— EXERCISE TASK —
Each line below must be set down exactly; omit any image you find.

-- COLLECTED DATA start --

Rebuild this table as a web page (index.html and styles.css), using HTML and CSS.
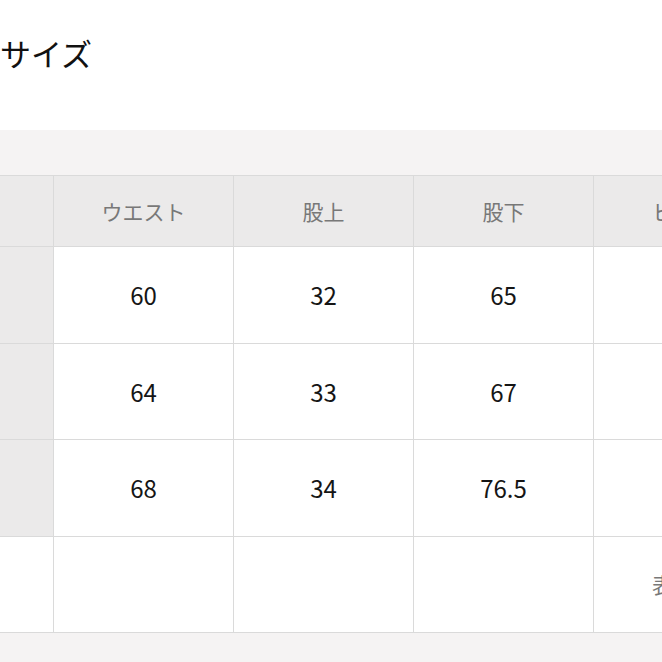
FILE: index.html
```html
<!DOCTYPE html>
<html lang="ja">
<head>
<meta charset="utf-8">
<title>サイズ</title>
<link rel="stylesheet" href="styles.css">
</head>
<body>
<div class="page">
  <header class="title-block">
    <h1 class="title">サイズ</h1>
  </header>
  <section class="table-wrap">
    <table class="size-table">
      <thead>
        <tr>
          <th class="label"></th>
          <th>ウエスト</th>
          <th>股上</th>
          <th>股下</th>
          <th>ヒップ</th>
        </tr>
      </thead>
      <tbody>
        <tr>
          <td class="label">S</td>
          <td>60</td>
          <td>32</td>
          <td>65</td>
          <td>88</td>
        </tr>
        <tr>
          <td class="label">M</td>
          <td>64</td>
          <td>33</td>
          <td>67</td>
          <td>92</td>
        </tr>
        <tr>
          <td class="label">L</td>
          <td>68</td>
          <td>34</td>
          <td>76.5</td>
          <td>96</td>
        </tr>
        <tr class="note-row">
          <td class="label-empty"></td>
          <td></td>
          <td></td>
          <td></td>
          <td class="note">表記値</td>
        </tr>
      </tbody>
    </table>
  </section>
</div>
</body>
</html>
```
FILE: styles.css
```css
html, body {
  margin: 0;
  padding: 0;
  background: #ffffff;
}
body {
  font-family: "Noto Sans CJK JP", "Noto Sans", sans-serif;
  color: #111111;
  overflow: hidden;
}
.page {
  width: 662px;
  height: 662px;
  overflow: hidden;
}
.title-block {
  height: 130px;
  box-sizing: border-box;
  padding-top: 35px;
}
.title {
  margin: 0;
  font-size: 31px;
  line-height: 36px;
  font-weight: 400;
  color: #111111;
}
.table-wrap {
  background: #f5f3f3;
  padding: 45px 0 40px;
  overflow: hidden;
}
.size-table {
  border-collapse: collapse;
  table-layout: fixed;
  width: 900px;
  margin-left: -127px;
}
.size-table th,
.size-table td {
  width: 179px;
  border: 1px solid #dadada;
  text-align: center;
  vertical-align: middle;
  padding: 0;
  font-weight: 400;
}
.size-table th {
  height: 70px;
  background: #ebeaea;
  color: #787878;
  font-size: 21px;
}
.size-table td {
  height: 95.5px;
  background: #ffffff;
  font-size: 24px;
  color: #151515;
}
.size-table td.label {
  background: #ebeaea;
}
.size-table td.note {
  font-size: 21px;
  color: #787878;
}
```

-- COLLECTED DATA end --

— ANSWER TO THE TASK —
Rebuild this table as a web page (index.html and styles.css), using HTML and CSS.
FILE: index.html
```html
<!DOCTYPE html>
<html lang="ja">
<head>
<meta charset="utf-8">
<title>サイズ</title>
<link rel="stylesheet" href="styles.css">
</head>
<body>
<div class="page">
  <header class="title-block">
    <h1 class="title">サイズ</h1>
  </header>
  <section class="table-wrap">
    <table class="size-table">
      <thead>
        <tr>
          <th class="label"></th>
          <th>ウエスト</th>
          <th>股上</th>
          <th>股下</th>
          <th>ヒップ</th>
        </tr>
      </thead>
      <tbody>
        <tr>
          <td class="label">S</td>
          <td>60</td>
          <td>32</td>
          <td>65</td>
          <td>88</td>
        </tr>
        <tr>
          <td class="label">M</td>
          <td>64</td>
          <td>33</td>
          <td>67</td>
          <td>92</td>
        </tr>
        <tr>
          <td class="label">L</td>
          <td>68</td>
          <td>34</td>
          <td>76.5</td>
          <td>96</td>
        </tr>
        <tr class="note-row">
          <td class="label-empty"></td>
          <td></td>
          <td></td>
          <td></td>
          <td class="note">表記値</td>
        </tr>
      </tbody>
    </table>
  </section>
</div>
</body>
</html>
```
FILE: styles.css
```css
html, body {
  margin: 0;
  padding: 0;
  background: #ffffff;
}
body {
  font-family: "Noto Sans CJK JP", "Noto Sans", sans-serif;
  color: #111111;
  overflow: hidden;
}
.page {
  width: 662px;
  height: 662px;
  overflow: hidden;
}
.title-block {
  height: 130px;
  box-sizing: border-box;
  padding-top: 35px;
}
.title {
  margin: 0;
  font-size: 31px;
  line-height: 36px;
  font-weight: 400;
  color: #111111;
}
.table-wrap {
  background: #f5f3f3;
  padding: 45px 0 40px;
  overflow: hidden;
}
.size-table {
  border-collapse: collapse;
  table-layout: fixed;
  width: 900px;
  margin-left: -127px;
}
.size-table th,
.size-table td {
  width: 179px;
  border: 1px solid #dadada;
  text-align: center;
  vertical-align: middle;
  padding: 0;
  font-weight: 400;
}
.size-table th {
  height: 70px;
  background: #ebeaea;
  color: #787878;
  font-size: 21px;
}
.size-table td {
  height: 95.5px;
  background: #ffffff;
  font-size: 24px;
  color: #151515;
}
.size-table td.label {
  background: #ebeaea;
}
.size-table td.note {
  font-size: 21px;
  color: #787878;
}
```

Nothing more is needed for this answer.